You Can't Say That
- Cover
- Author: Ken Livingstone
- Language: English
- Subjects: British politics Politics of London
- Published: London
- Publisher: Faber and Faber
- Publication date: 2011
- Publication place: United Kingdom
- Media type: Print (Hardcover and Paperback)
- ISBN: 978-0-571-28038-4
- Dewey Decimal: 941.085092

= You Can't Say That =

2011 book by Ken Livingstone

You Can't Say That is a 2011 political memoir by British politician Ken Livingstone, who served as Mayor of London (2000–8), leader of the Greater London Council (1981–86) and member of the House of Commons for Brent East (1987–2001).

==Background==
Livingstone was identified on the hard-left of the Labour Party.

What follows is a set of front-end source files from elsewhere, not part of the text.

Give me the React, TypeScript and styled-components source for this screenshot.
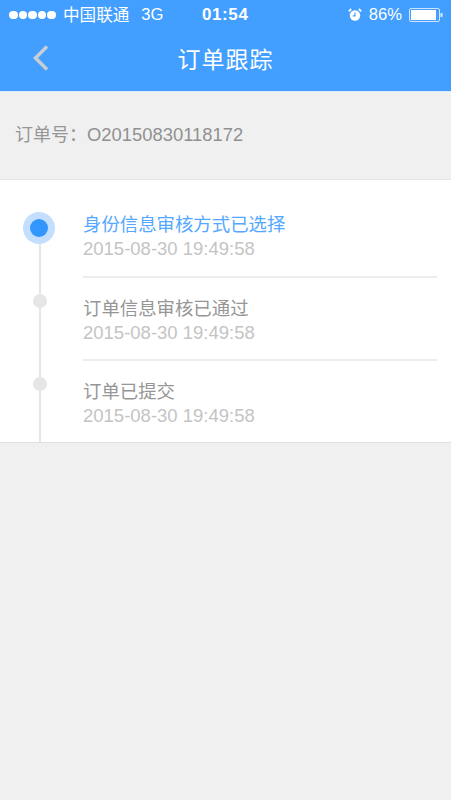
import React from "react";
import styled, { createGlobalStyle } from "styled-components";

const Global = createGlobalStyle`
  html, body { margin: 0; padding: 0; background: #f0f0f0; }
  body { font-family: "Liberation Sans", "Noto Sans CJK SC", sans-serif; }
`;
const Page = styled.div`
  width: 451px; height: 800px; background: #f0f0f0; overflow: hidden;
  display: flex; flex-direction: column;
`;
const Top = styled.header`
  height: 91px; background: #429eff; border-bottom: 1px solid #d9ebff; color: #fff;
  display: flex; flex-direction: column;
`;
const Status = styled.div`
  height: 30px; display: flex; align-items: center; padding: 0 8px 0 9px; font-size: 16.6px;
  position: relative;
`;
const Dots = styled.div`display: flex; gap: 1px; margin-right: 7px;`;
const Dot = styled.span`width: 8.6px; height: 8.6px; border-radius: 50%; background: #fff; display: block;`;
const Carrier = styled.span`position: relative; top: -1px;`;
const Net = styled.span`margin-left: 12px;`;
const Clock = styled.span`position: absolute; left: 202px; top: 5px; font-weight: 700; line-height: 20px; font-size: 17px; letter-spacing: 0.6px;`;
const Right = styled.div`margin-left: auto; display: flex; align-items: center; gap: 7px;`;
const Nav = styled.div`
  flex: 1; display: flex; align-items: center; justify-content: center; position: relative; padding-bottom: 2px;
`;
const Title = styled.h1`margin: 0; font-size: 23px; font-weight: 400; letter-spacing: 1px; line-height: 30px;`;
const Back = styled.svg`position: absolute; left: 32px; top: 14px;`;
const OrderRow = styled.div`
  height: 88px; display: flex; align-items: center; padding-left: 15px; font-size: 18.4px; color: #969696;
  border-bottom: 1px solid #e6e6e6; box-sizing: border-box;
`;
const OrderLabel = styled.span`width: 72px; flex: none; font-size: 18px; line-height: 24px; position: relative; top: -1px;`;
const OrderNo = styled.span`color: #909090; line-height: 24px; position: relative; top: -1px;`;
const Card = styled.section`
  background: #fff; border-bottom: 1px solid #e0e0e0; display: flex; flex-direction: column;
`;
const Row = styled.div<{ $h: number }>`height: ${p => p.$h}px; display: flex;`;
const Rail = styled.div`
  width: 83px; flex: none; box-sizing: border-box; padding-right: 3px; display: flex; flex-direction: column; align-items: center;
`;
const Gap = styled.div`height: 32px; flex: none;`;
const Line = styled.div<{ $h?: number }>`
  width: 2px; background: #e6e6e6; ${p => (p.$h ? `height: ${p.$h}px; flex: none;` : "flex: 1;")}
`;
const Halo = styled.div`
  width: 32px; height: 32px; margin-left: -2px; border-radius: 50%; background: #c3dffd; flex: none;
  display: flex; align-items: center; justify-content: center;
`;
const Core = styled.div`width: 18px; height: 18px; border-radius: 50%; background: #3296ff;`;
const Small = styled.div`width: 14px; height: 14px; border-radius: 50%; background: #e6e6e6; flex: none;`;
const Body = styled.div<{ $top: number; $last?: boolean }>`
  flex: 1; margin-right: 14px; padding-top: ${p => p.$top}px; box-sizing: border-box;
  border-bottom: ${p => (p.$last ? "none" : "2px solid #ececec")};
`;
const Name = styled.div<{ $active?: boolean }>`
  font-size: 18.4px; line-height: 24px; color: ${p => (p.$active ? "#55a8ff" : "#969696")};
`;
const Time = styled.div`font-size: 18.5px; line-height: 24px; color: #c4c4c4;`;

const TIME = "2015-08-30 19:49:58";

export default function App() {
  return (
    <Page>
      <Global />
      <Top>
        <Status>
          <Dots>{[0, 1, 2, 3, 4].map(i => <Dot key={i} />)}</Dots>
          <Carrier>中国联通</Carrier>
          <Net>3G</Net>
          <Clock>01:54</Clock>
          <Right>
            <svg width="14" height="14" viewBox="0 0 14 14">
              <circle cx="7" cy="7.5" r="5.2" fill="#fff" />
              <path d="M7 4.5V7.8H4.8" stroke="#429eff" strokeWidth="1.2" fill="none" />
              <path d="M0.8 3.4 3.2 1M13.2 3.4 10.8 1" stroke="#fff" strokeWidth="1.8" />
            </svg>
            <span>86%</span>
            <svg width="34" height="14" viewBox="0 0 34 14">
              <rect x="0.5" y="0.5" width="30" height="13" rx="1.5" fill="none" stroke="#cfe5ff" />
              <rect x="2" y="2" width="25" height="10" fill="#fff" />
              <rect x="31.5" y="5" width="2" height="4" fill="#dcecff" />
            </svg>
          </Right>
        </Status>
        <Nav>
          <Back width="18" height="28" viewBox="0 0 18 28">
            <path d="M15 2.5 3.5 14 15 25.5" fill="none" stroke="#c9ced3" strokeWidth="3.4" />
          </Back>
          <Title>订单跟踪</Title>
        </Nav>
      </Top>
      <OrderRow>
        <OrderLabel>订单号：</OrderLabel>
        <OrderNo>O20150830118172</OrderNo>
      </OrderRow>
      <Card>
        <Row $h={98}>
          <Rail>
            <Gap />
            <Halo><Core /></Halo>
            <Line />
          </Rail>
          <Body $top={33}>
            <Name $active>身份信息审核方式已选择</Name>
            <Time>{TIME}</Time>
          </Body>
        </Row>
        <Row $h={83}>
          <Rail>
            <Line $h={16} />
            <Small />
            <Line />
          </Rail>
          <Body $top={19}>
            <Name>订单信息审核已通过</Name>
            <Time>{TIME}</Time>
          </Body>
        </Row>
        <Row $h={81}>
          <Rail>
            <Line $h={16} />
            <Small />
            <Line />
          </Rail>
          <Body $top={19} $last>
            <Name>订单已提交</Name>
            <Time>{TIME}</Time>
          </Body>
        </Row>
      </Card>
    </Page>
  );
}
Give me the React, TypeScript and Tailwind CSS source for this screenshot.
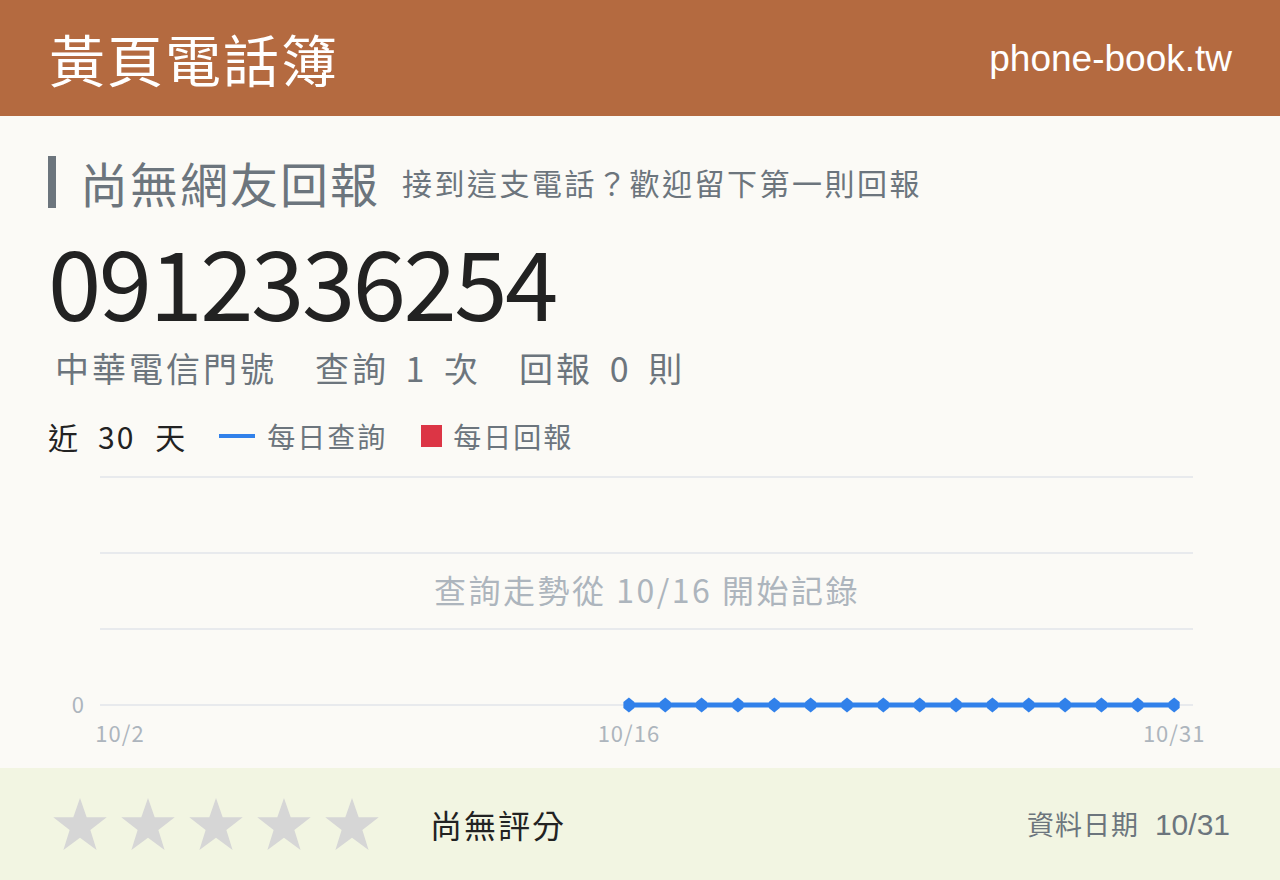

He was a strong critic of New Labour, which sought to move the party to the centre. Livingstone is a critic of the Invasion of Iraq, is a republican, and identifies as a democratic socialist. He served as leader of the Greater London Council from 1981–1986, until the Council was abolished by the Thatcher Government. He sought nomination as Labour candidate for Mayor of London in 2000 but was not selected. He stood as a left-wing independent and was elected at the 2000 London mayoral election. He was subsequently allowed to rejoin Labour, and successfully contested the 2004 election. Livingstone was defeated in 2008 (and 2012) by the Conservative Boris Johnson.

==Reception==
The memoir was praised by Seumas Milne in The Guardian. Milne wrote that Livingstone's left-wing politics had been vindicated. John Kampfner in The Observer was also positive and saw the book as being "honest, nuanced and picaresque." However, Andrew Gilligan, a long-time critic of Livingstone and an advisor to Boris Johnson, in the Daily Telegraph was strongly critical and rated the book as 1 out of 5 stars. The book was also reviewed by Sonia Purnell in The Independent and by Chris Mullin in the New Statesman.